Scott non era solo un costruttore: era anche redattore e fotografo per diverse riviste automobilistiche specializzate. Ma ciò che lo distingue è che usava quei media non solo per documentare, ma per scrivere una contro-narrazione dell’estetica americana. Dove Life e Time mostravano Kennedy, suburbia e modernità levigata, le riviste di hot rod presentavano un mondo alternativo, in technicolor saturato, popolato da freaks del carburatore, creature aerografate da Ed “Big Daddy” Roth, e ragazze pin-up dai tratti quasi cartonati. Scott si inserisce perfettamente in questo immaginario, ma con un tocco tutto suo: raffinato, ossessivo, quasi espressionista nella scelta delle linee e nell’uso dello spazio negativo. La sua influenza si misura non tanto con la popolarità — effimera, nel suo caso — ma con la capacità di aver definito un’estetica. La Uncertain-T è stata citata, rifatta, ripensata e fotografata infinite volte. È apparsa in decine di numeri speciali, in mostre, in raccolte fotografiche. Ma ciò che più conta è che ha funzionato come un oggetto visuale aperto: un “meme” ante-litteram che ha scatenato nuove versioni, nuove interpretazioni, nuove rotture delle convenzioni stilistiche. Il suo stile è riconoscibile non solo nell’oggetto-auto, ma nel modo di costruirlo e raccontarlo: Scott progettava “per sottrazione di regola”, lavorando su ciò che non doveva esserci, decostruendo prima con lo sguardo, poi con le mani.
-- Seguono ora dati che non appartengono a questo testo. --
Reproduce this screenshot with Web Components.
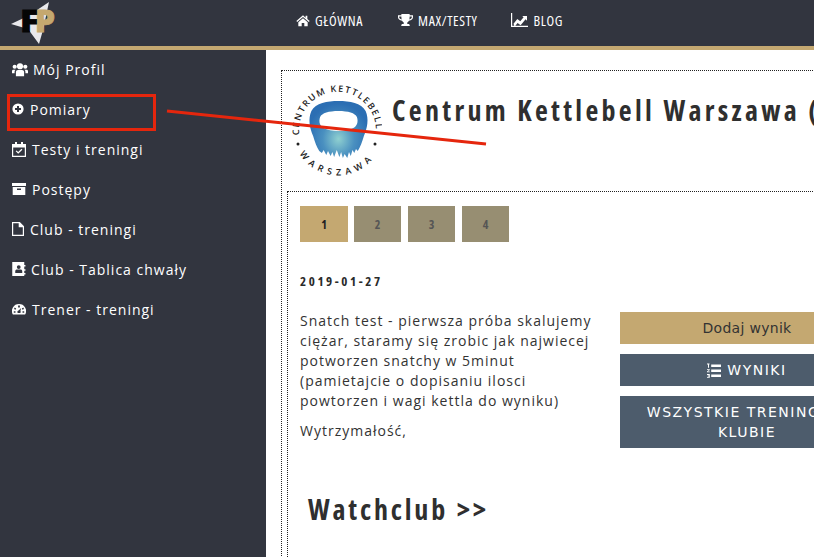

Lo si nota nei dettagli assurdi della Uncertain-T — i pneumatici sproporzionati, il tetto tagliato, le cromature che sembrano uscite da un cartoon di Tex Avery — e nel modo in cui li fotografava, non come documentazione, ma come enigma visivo.

Il legame tra Steve Scott e la grafica underground è quindi profondo e reciproco. La sua opera ha alimentato l’immaginario di un’intera generazione di giovani designer, fumettisti e grafici lowbrow che vedevano nell’hot rod una forma di arte applicata. È difficile immaginare i lavori di Robert Williams, ad esempio, o la rivista Juxtapoz, senza il precedente rappresentato da figure come Scott. Il suo modo di concepire il veicolo come linguaggio visivo trova eco nei visual artist contemporanei che trattano oggetti tecnici come forme di semiotica del desiderio. E in fondo, come tutte le figure cruciali della cultura underground, Steve Scott ha lavorato sul bordo: tra arte e meccanica, tra fotografia e progetto, tra cultura pop e gesto artigiano. Non era un designer accademico, né un artista concettuale, ma ha lasciato un’impronta — precisa, rumorosa, cromata — nell’estetica del fuori norma.